À Marseille, le pape François a solennellement et définitivement réaffirmé, en matière de populations migrantes, le Document d’Abu Dhabi sur la fraternité humaine, cosigné par l’Imam d’Al Azhar. Ce document est une arme contre l’œcuménisme de la haine auquel communient tous les intégrismes, tous les fondamentalismes, tous les populismes identitaires. Ces mouvements peuvent se combattre entre eux, mais ils sont naturellement alliés pour écraser violemment toute altérité. D’abord celle de l’étranger, mais également celle de factions fragiles de la société. Ces groupes communient à la même coupe de haine. Ils font la promotion de la violence afin de préserver, au nom de la religion, disent-ils, des «valeurs traditionnelles», c’est-à-dire patriarcales et machistes.
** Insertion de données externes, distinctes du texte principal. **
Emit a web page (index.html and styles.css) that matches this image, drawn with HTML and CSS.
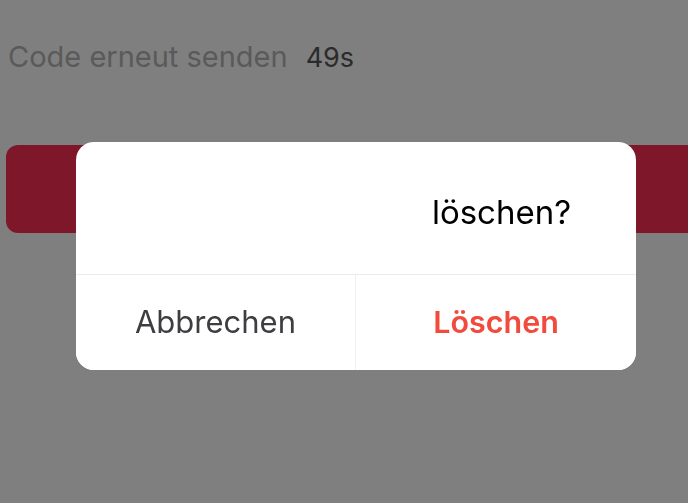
FILE: index.html
```html
<!DOCTYPE html>
<html lang="de">
<head>
<meta charset="utf-8">
<title>Code bestätigen</title>
<link rel="stylesheet" href="styles.css">
</head>
<body>
<main class="page">
  <div class="resend">
    <span class="resend-label">Code erneut senden</span>
    <span class="resend-timer">49s</span>
  </div>
  <button class="primary-btn" type="button">Bestätigen</button>
</main>
<div class="overlay">
  <div class="dialog" role="alertdialog">
    <div class="dialog-msg"><span class="msg-text">löschen?</span></div>
    <div class="dialog-actions">
      <button class="dialog-btn cancel" type="button">Abbrechen</button>
      <button class="dialog-btn destructive" type="button">Löschen</button>
    </div>
  </div>
</div>
</body>
</html>
```

FILE: styles.css
```css
* { box-sizing: border-box; }
html, body {
  margin: 0;
  width: 688px;
  height: 503px;
  overflow: hidden;
  background: #ffffff;
  font-family: Inter, "Liberation Sans", sans-serif;
}
.page {
  padding-top: 40px;
  overflow: hidden;
  height: 503px;
}
.resend {
  display: flex;
  align-items: baseline;
  gap: 18px;
  padding-left: 8px;
  font-size: 29px;
  line-height: 34px;
}
.resend-label { color: #b4b4b4; }
.resend-timer { color: #565656; font-size: 27px; }
.primary-btn {
  display: block;
  margin: 70px -30px 0 6px;
  width: calc(100% + 24px);
  height: 88px;
  border: 0;
  border-radius: 12px;
  background: #fa2e52;
  color: #fa2e52;
  font-size: 28px;
}
.overlay {
  position: fixed;
  inset: 0;
  background: rgba(0, 0, 0, 0.5);
}
.dialog {
  position: absolute;
  left: 76px;
  top: 142px;
  width: 560px;
  height: 228px;
  background: #ffffff;
  border-radius: 18px;
  overflow: hidden;
  display: flex;
  flex-direction: column;
}
.dialog-msg {
  height: 132px;
  display: flex;
  align-items: center;
  justify-content: center;
  padding-top: 8px;
  font-size: 33px;
  color: #000000;
}
.msg-text { padding-left: 291px; }
.dialog-actions {
  flex: 1;
  display: grid;
  grid-template-columns: 1fr 1fr;
  border-top: 1px solid #ebebef;
}
.dialog-btn {
  border: 0;
  background: #ffffff;
  font-family: Inter, "Liberation Sans", sans-serif;
  font-size: 31px;
  padding: 0 0 2px;
}
.cancel {
  color: #3e3e42;
  border-right: 1px solid #f0eef2;
}
.destructive {
  color: #f04b3c;
  font-weight: 600;
  font-size: 30.5px;
}
```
Aux managers de l’œcuménisme de la haine, on rappellera que: «la gloire de Dieu en ce monde s’appelle la dignité de l’homme» (Basile de Césarée). Préserver l’honneur de Dieu ici-bas consiste à protéger la dignité de tout homme, peu importe sa condition, son ethnie, sa religion ou ses orientations sexuelles.
À Marseille, le pape n’a pas donné des instructions aux pouvoirs politiques. Il n’a pas prononcé une seule déclaration politique. Il a simplement parlé au nom de notre humanité commune et de l’honneur de Dieu.